作为宗教经典,摩经具有一定的神圣性,不能随意删改,但布摩根据自己的理解,对经文进行局部增补、修订却是允许的,这使摩经具有了开放性的特点。正因为具有这个特点,所以在历史发展的长河中,一些布摩不断吸收新的文化因素,形成摩经的新的内容,而一些布摩则因记忆或别的原因,删掉一部分内容,导致摩经文学形成了目前的情况。

把握这一特点,有助于我们理解各地摩经的差异,同时也可以了解到摩经的动态性。如果没有重新统一修订的工作,那么它的变异将继续产生。开放性带来的变异性又使经文具有了历时性。同一经文中若干历史时代因子的积淀给摩经文学的断代造成了困难。当然,对摩经的变异性不能过分强调,但完全忽略实际上也是不科学的。
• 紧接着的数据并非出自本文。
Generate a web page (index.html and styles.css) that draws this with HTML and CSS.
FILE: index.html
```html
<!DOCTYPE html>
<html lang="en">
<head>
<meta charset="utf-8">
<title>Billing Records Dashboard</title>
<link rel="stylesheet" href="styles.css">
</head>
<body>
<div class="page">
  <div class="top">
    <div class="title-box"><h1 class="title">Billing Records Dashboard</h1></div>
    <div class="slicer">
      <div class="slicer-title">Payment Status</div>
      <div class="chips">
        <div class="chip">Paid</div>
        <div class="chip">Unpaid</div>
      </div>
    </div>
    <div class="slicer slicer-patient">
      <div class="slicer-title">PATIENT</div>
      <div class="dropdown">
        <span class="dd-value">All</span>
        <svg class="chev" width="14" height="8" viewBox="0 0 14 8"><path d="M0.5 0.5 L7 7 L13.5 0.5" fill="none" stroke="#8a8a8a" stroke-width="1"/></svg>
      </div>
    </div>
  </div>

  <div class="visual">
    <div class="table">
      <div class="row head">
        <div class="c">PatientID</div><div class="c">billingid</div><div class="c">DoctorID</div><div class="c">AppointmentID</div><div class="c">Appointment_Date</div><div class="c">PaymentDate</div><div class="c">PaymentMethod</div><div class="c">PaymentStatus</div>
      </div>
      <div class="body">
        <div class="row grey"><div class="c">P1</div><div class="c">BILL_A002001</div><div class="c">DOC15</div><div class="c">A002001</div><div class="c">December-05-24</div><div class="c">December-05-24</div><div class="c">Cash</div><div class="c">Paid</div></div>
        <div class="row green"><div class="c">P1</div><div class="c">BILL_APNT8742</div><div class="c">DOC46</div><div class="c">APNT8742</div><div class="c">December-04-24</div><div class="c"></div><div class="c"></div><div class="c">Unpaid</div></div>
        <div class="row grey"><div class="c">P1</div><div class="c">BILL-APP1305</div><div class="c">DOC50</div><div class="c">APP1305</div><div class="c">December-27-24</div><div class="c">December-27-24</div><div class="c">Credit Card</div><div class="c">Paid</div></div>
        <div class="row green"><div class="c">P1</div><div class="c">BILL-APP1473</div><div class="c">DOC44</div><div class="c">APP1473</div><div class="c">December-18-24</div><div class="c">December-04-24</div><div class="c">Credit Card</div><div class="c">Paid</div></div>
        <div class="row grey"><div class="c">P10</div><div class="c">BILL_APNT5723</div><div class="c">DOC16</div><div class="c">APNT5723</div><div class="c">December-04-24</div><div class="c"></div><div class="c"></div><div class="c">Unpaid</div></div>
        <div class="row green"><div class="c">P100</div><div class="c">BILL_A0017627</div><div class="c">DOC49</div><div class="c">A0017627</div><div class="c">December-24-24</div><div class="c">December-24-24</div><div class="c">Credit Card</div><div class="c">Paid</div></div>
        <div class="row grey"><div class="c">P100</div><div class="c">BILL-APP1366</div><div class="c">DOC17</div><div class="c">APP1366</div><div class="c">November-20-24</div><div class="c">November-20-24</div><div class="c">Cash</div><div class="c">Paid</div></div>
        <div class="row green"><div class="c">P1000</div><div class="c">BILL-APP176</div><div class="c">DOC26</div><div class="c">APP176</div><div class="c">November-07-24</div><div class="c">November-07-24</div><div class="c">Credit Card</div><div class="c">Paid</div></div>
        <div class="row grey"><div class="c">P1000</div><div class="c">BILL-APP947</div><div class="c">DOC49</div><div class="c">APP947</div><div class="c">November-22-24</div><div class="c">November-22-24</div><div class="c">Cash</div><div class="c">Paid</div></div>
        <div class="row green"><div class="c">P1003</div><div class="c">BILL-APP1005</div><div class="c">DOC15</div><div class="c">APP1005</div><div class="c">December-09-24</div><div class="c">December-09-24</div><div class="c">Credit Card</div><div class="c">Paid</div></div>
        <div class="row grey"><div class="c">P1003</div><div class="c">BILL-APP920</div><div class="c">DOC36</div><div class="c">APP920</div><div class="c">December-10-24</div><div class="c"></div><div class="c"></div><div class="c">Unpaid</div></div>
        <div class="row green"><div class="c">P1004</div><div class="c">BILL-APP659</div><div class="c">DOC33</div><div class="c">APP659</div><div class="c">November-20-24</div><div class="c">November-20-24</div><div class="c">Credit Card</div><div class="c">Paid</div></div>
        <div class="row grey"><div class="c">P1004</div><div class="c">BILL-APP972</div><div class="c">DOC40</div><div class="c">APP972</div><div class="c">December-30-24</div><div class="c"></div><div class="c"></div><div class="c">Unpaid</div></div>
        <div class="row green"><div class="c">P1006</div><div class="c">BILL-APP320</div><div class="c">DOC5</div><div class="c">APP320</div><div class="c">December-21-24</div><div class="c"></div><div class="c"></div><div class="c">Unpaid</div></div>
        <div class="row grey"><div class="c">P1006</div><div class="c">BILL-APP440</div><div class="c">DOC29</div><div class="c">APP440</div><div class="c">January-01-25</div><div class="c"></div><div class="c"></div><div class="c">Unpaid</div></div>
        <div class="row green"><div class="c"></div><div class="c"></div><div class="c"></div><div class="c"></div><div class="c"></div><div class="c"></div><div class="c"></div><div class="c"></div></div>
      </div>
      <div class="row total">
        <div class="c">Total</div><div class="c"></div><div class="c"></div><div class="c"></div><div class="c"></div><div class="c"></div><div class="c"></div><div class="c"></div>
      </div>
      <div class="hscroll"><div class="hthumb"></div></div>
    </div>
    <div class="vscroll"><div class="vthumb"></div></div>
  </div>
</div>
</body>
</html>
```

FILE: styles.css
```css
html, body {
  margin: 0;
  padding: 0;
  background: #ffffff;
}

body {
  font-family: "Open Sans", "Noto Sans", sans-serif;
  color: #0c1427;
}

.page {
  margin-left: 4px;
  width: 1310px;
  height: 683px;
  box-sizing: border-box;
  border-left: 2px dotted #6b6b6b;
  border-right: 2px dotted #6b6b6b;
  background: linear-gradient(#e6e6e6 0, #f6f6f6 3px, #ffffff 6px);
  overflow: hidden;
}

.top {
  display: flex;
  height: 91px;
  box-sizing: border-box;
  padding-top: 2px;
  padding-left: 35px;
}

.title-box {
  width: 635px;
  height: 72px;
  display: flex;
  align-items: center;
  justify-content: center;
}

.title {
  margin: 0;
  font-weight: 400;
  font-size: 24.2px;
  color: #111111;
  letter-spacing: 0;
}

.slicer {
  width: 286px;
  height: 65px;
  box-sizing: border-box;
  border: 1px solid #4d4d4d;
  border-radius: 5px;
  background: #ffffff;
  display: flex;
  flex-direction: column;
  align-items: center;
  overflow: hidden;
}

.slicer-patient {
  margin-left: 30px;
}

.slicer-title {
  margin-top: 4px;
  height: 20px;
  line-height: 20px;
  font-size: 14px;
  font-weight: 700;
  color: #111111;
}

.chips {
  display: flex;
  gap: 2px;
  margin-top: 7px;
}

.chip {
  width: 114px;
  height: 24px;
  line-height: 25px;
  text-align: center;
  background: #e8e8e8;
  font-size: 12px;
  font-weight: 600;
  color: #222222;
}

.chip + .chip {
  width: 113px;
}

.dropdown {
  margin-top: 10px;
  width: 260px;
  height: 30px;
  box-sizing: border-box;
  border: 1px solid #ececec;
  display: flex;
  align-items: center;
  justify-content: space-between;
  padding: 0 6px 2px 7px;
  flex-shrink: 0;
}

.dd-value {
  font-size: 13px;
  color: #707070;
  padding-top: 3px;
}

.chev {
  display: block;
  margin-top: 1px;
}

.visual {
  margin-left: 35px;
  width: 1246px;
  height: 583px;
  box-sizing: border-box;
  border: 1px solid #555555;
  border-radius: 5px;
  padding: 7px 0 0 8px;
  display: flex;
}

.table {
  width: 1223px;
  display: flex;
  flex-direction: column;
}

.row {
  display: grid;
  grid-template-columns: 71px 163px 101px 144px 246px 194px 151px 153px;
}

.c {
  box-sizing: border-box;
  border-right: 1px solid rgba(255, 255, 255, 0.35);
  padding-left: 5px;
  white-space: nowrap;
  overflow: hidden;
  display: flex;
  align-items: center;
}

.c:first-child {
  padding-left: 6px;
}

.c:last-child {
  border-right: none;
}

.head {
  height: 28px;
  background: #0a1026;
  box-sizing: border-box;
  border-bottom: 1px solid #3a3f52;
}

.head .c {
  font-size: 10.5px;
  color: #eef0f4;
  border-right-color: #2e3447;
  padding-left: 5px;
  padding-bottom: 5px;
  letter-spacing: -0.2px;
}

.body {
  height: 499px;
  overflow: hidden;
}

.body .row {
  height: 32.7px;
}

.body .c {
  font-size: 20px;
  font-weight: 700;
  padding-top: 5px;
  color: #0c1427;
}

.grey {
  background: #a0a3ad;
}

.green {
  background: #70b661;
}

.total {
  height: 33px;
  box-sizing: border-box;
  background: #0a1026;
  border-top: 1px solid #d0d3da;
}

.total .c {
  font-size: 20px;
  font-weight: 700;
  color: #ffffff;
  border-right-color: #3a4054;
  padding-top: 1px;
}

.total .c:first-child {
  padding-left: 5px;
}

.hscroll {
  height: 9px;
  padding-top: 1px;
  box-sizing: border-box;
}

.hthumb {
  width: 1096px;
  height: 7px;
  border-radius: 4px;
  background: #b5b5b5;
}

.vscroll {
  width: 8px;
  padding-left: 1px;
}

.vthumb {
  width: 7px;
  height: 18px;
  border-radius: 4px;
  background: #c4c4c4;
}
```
总之,摩经文学的产生与宗教的产生基本同步。它是各个时代的布摩不断吸收民间文学因素,或吸收后进行改编,或根据需要创作部分作品而逐步丰富发展起来的。摩经文学处于不断的变异之中,因而摩经文学的断代有很大困难。我们只能根据具体作品的主要内容作出大致的判断。可以肯定的是,在整个摩经文学系统中,汇集了不同历史时代的作品。


[1] 张声震,《壮族通史》,北京:民族出版社,1997年7月版。

[2] 张声震,《壮族通史》,北京:民族出版社,1997年7月版。

[3] 张光直:《考古学专题六讲》,北京:文物出版社1968年5月版。

[4] 古越人这方面的习俗,在《吴越春秋》、《太平御览》、《史记》、《越绝书》、《魏书》等汉文古籍中均有记载。比如《太平御览》就说:“吴越之境……好巫鬼,重淫祀。”《史记》也说秦汉各地越人“俗鬼”,“祠天神上帝百鬼。”